Um dos nomes ocidentais pioneiros na pesquisa da desconstrução é Martin Margiela, descrito pelo dicionário da moda como: “Um dos representantes do movimento de desconstrução na moda, o seu trabalho é caracterizado por uma apreciação poética da imperfeição, do não conformismo e da excentricidade. Ficou conhecido por seu estilo provocador, fazendo casacos com quatro mangas, cortando bainhas no fio e deixando-as inacabadas, colocando mangas maiores do que as cavas, com conseqüente sobra de tecido, costurando bolsos em lugares inusitados e prendendo sua etiqueta em branco por apenas quatro pontos de linha.” E por François Baudot como “Teórico, homem de laboratório, seu laconismo e sua singularidade incomodam. Costuras aparentes, ourelas com debruns, cores vivas, desconstrução sistemática e reinvenção permanente: suas silhuetas, que parecem predizer um novo futuro para a roupa, revelaram um dos grandes talentos da sua geração”.
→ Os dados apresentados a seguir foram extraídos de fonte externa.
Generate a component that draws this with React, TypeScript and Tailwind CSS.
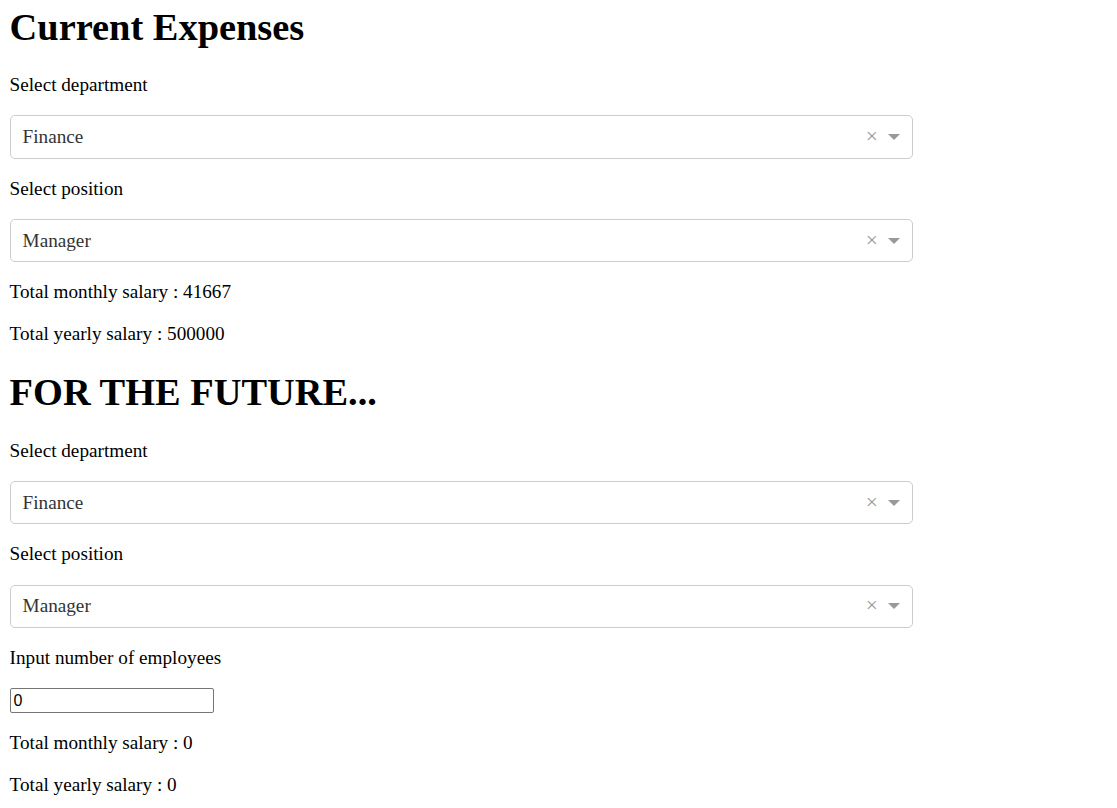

Com a revolução gerada por esses estilistas, e por outros que deram continuidade, que seguiram a trilha aberta por eles, a moda nunca mais foi a mesma. Hoje, essa idéia já foi totalmente absorvida pela moda, e faz parte da criação de muitos estilistas pelo mundo.

O ato de desconstruir um peça já pronta, reciclar roupas usadas ou até mesmo compradas em brechós, abrimos espaço também para que o inconsciente nos ajude no processo criativo, com o elemento imprevisto, inesperado. Olhamos as formas de outro jeito em relação ao corpo, ligada a uma postura inovadora, é preciso ousar sem deixar capturar-se pelas formas prontas para vestir, formas dominantes, homogêneas e reprodutíveis.
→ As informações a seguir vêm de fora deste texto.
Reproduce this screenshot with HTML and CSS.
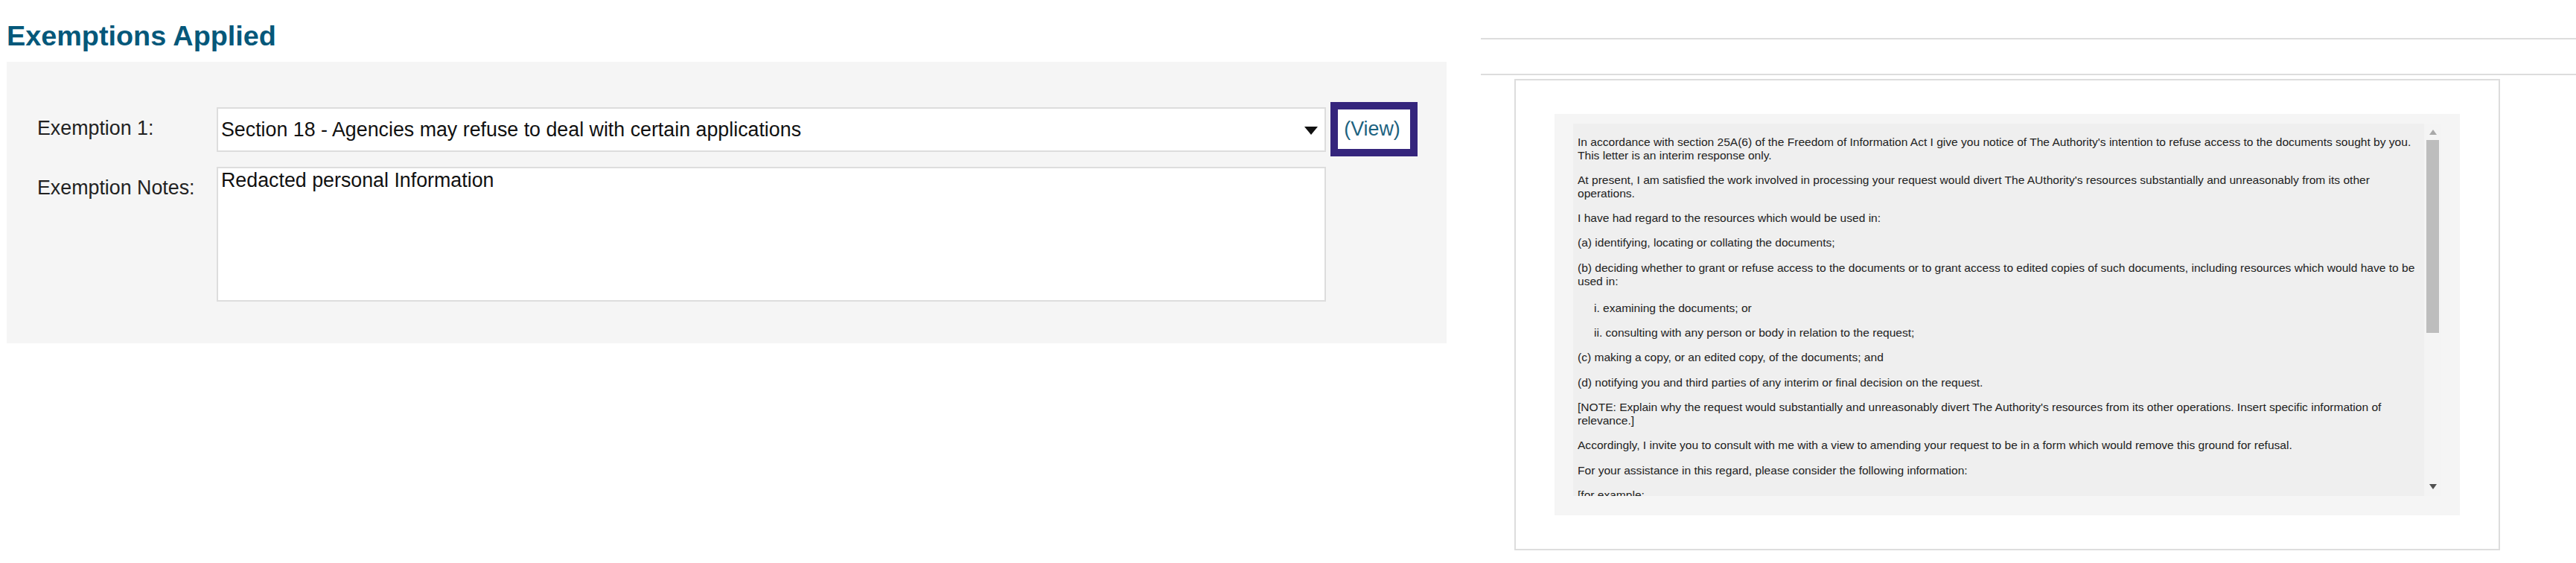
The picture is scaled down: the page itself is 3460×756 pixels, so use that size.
FILE: index.html
```html
<!DOCTYPE html>
<html lang="en">

<head>
    <meta charset="UTF-8">
    <title>Exemptions Applied</title>
    <link rel="stylesheet" href="styles.css">
</head>

<body>
    <div class="page">
        <!-- Exemption form -->
        <div class="form-column">
            <h2 class="section-title">Exemptions Applied</h2>
            <div class="form-panel">
                <div class="form-row">
                    <label class="form-label" for="exemption-1">Exemption 1:</label>
                    <div class="select-wrap">
                        <select id="exemption-1" class="form-select">
                            <option>Section 18 - Agencies may refuse to deal with certain applications</option>
                        </select>
                        <svg class="select-arrow" viewBox="0 0 18 11">
                            <path d="M0 0H18L9 11Z" />
                        </svg>
                    </div>
                    <a class="view-link" href="#">(View)</a>
                </div>
                <div class="form-row notes-row">
                    <label class="form-label" for="exemption-notes">Exemption Notes:</label>
                    <textarea id="exemption-notes" class="form-notes">Redacted personal Information</textarea>
                </div>
            </div>
        </div>

        <!-- Letter preview -->
        <div class="preview-column">
            <div class="empty-bar"></div>
            <div class="letter-frame">
                <div class="letter-panel">
                    <div class="letter-box">
                        <div class="letter-text">
                            <p>In accordance with section 25A(6) of the Freedom of Information Act I give you notice of The Authority's intention to refuse access to the documents sought by you. This letter is an interim response only.</p>
                            <p>At present, I am satisfied the work involved in processing your request would divert The AUthority's resources substantially and unreasonably from its other operations.</p>
                            <p>I have had regard to the resources which would be used in:</p>
                            <p>(a) identifying, locating or collating the documents;</p>
                            <p>(b) deciding whether to grant or refuse access to the documents or to grant access to edited copies of such documents, including resources which would have to be used in:</p>
                            <div class="sub-list">
                                <p>i. examining the documents; or</p>
                                <p>ii. consulting with any person or body in relation to the request;</p>
                            </div>
                            <p>(c) making a copy, or an edited copy, of the documents; and</p>
                            <p>(d) notifying you and third parties of any interim or final decision on the request.</p>
                            <p>[NOTE: Explain why the request would substantially and unreasonably divert The Authority's resources from its other operations. Insert specific information of relevance.]</p>
                            <p>Accordingly, I invite you to consult with me with a view to amending your request to be in a form which would remove this ground for refusal.</p>
                            <p>For your assistance in this regard, please consider the following information:</p>
                            <p>[for example:</p>
                        </div>
                        <div class="scrollbar">
                            <svg class="scroll-arrow" viewBox="0 0 10 7">
                                <path d="M5 0L10 7H0Z" fill="#a8a8a8" />
                            </svg>
                            <div class="scroll-thumb"></div>
                            <svg class="scroll-arrow" viewBox="0 0 10 7">
                                <path d="M0 0H10L5 7Z" fill="#505050" />
                            </svg>
                        </div>
                    </div>
                </div>
            </div>
        </div>
    </div>
</body>

</html>
```

FILE: styles.css
```css
/* Global Styles */
* {
    margin: 0;
    padding: 0;
    box-sizing: border-box;
    font-family: 'Liberation Sans', Arial, sans-serif;
}

body {
    background-color: #fff;
    color: #222;
}

.page {
    display: flex;
    width: 3460px;
    height: 756px;
    overflow: hidden;
}

/* Form Styles */
.form-column {
    width: 1934px;
    margin-left: 9px;
    flex-shrink: 0;
}

.section-title {
    height: 74px;
    margin-bottom: 9px;
    padding-top: 27px;
    font-size: 37.8px;
    line-height: 43px;
    font-weight: bold;
    color: #05587a;
}

.form-panel {
    height: 378px;
    padding-top: 54px;
    background-color: #f5f5f5;
}

.form-row {
    display: flex;
    align-items: center;
    height: 73px;
}

.notes-row {
    align-items: flex-start;
    height: 181px;
    margin-top: 14px;
}

.form-label {
    width: 282px;
    padding: 0 0 3px 41px;
    font-size: 26.8px;
    line-height: 31px;
    color: #222;
    flex-shrink: 0;
}

.notes-row .form-label {
    padding-top: 13px;
}

.select-wrap {
    position: relative;
    width: 1490px;
    height: 60px;
}

.form-select {
    display: block;
    width: 100%;
    height: 100%;
    padding: 0 40px 0 4px;
    appearance: none;
    background-color: #fff;
    border: 2px solid #ddd;
    border-radius: 0;
    font-size: 26.8px;
    color: #111;
}

.select-arrow {
    position: absolute;
    top: 26px;
    right: 11px;
    width: 18px;
    height: 11px;
    fill: #111;
}

.view-link {
    width: 117px;
    height: 73px;
    margin-left: 6px;
    padding-right: 5px;
    border: 10px solid #35257c;
    background-color: #fff;
    font-size: 26.8px;
    line-height: 53px;
    text-align: center;
    color: #1c6280;
    text-decoration: none;
}

.form-notes {
    display: block;
    width: 1490px;
    height: 181px;
    padding: 1px 4px;
    background-color: #fff;
    border: 2px solid #ddd;
    border-radius: 0;
    resize: none;
    font-size: 26.8px;
    line-height: 31px;
    color: #111;
}

/* Letter Preview */
.preview-column {
    margin-left: 46px;
    flex-grow: 1;
}

.empty-bar {
    height: 50px;
    margin-top: 51px;
    border-top: 2px solid #ddd;
    border-bottom: 2px solid #ddd;
}

.letter-frame {
    width: 1324px;
    height: 633px;
    margin: 5px 0 0 45px;
    padding: 45px 52px;
    border: 2px solid #ddd;
}

.letter-panel {
    height: 539px;
    padding: 13px 25px;
    background-color: #f5f5f5;
}

.letter-box {
    display: flex;
    height: 500px;
    background-color: #efefef;
}

.letter-text {
    flex-grow: 1;
    height: 100%;
    padding: 15.5px 0 0 6px;
    overflow: hidden;
    font-size: 15.55px;
    line-height: 18px;
    color: #222;
}

.letter-text p {
    margin-bottom: 15.33px;
}

.sub-list {
    padding: 2.7px 0 0 22px;
}

/* Scrollbar */
.scrollbar {
    display: flex;
    flex-direction: column;
    align-items: center;
    width: 23px;
    height: 100%;
    padding-top: 8px;
    background-color: #f4f4f4;
    flex-shrink: 0;
}

.scroll-arrow {
    display: block;
    width: 10px;
    height: 7px;
}

.scroll-thumb {
    width: 17px;
    height: 259px;
    margin: 7px 0 203px;
    background-color: #bdbdbd;
}
```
Assim, a criação que parte da desconstrução torna-se reconstrução, baseada em formas antigas, mas que agora apenas lembram peças que foram, e tornam-se novas, reiventando-as. Carregadas de sentido criativo e ré-significadas por um novo olhar.

Referências:

BAUDOT, François. Universo da Moda: Yohji Yamamoto. São Paulo. Cosac & Naify, 2000. 80p.
MITCHELL, Louise. The cutting edge: fashion from japan. kyoto Japan. ph publishing, 1997.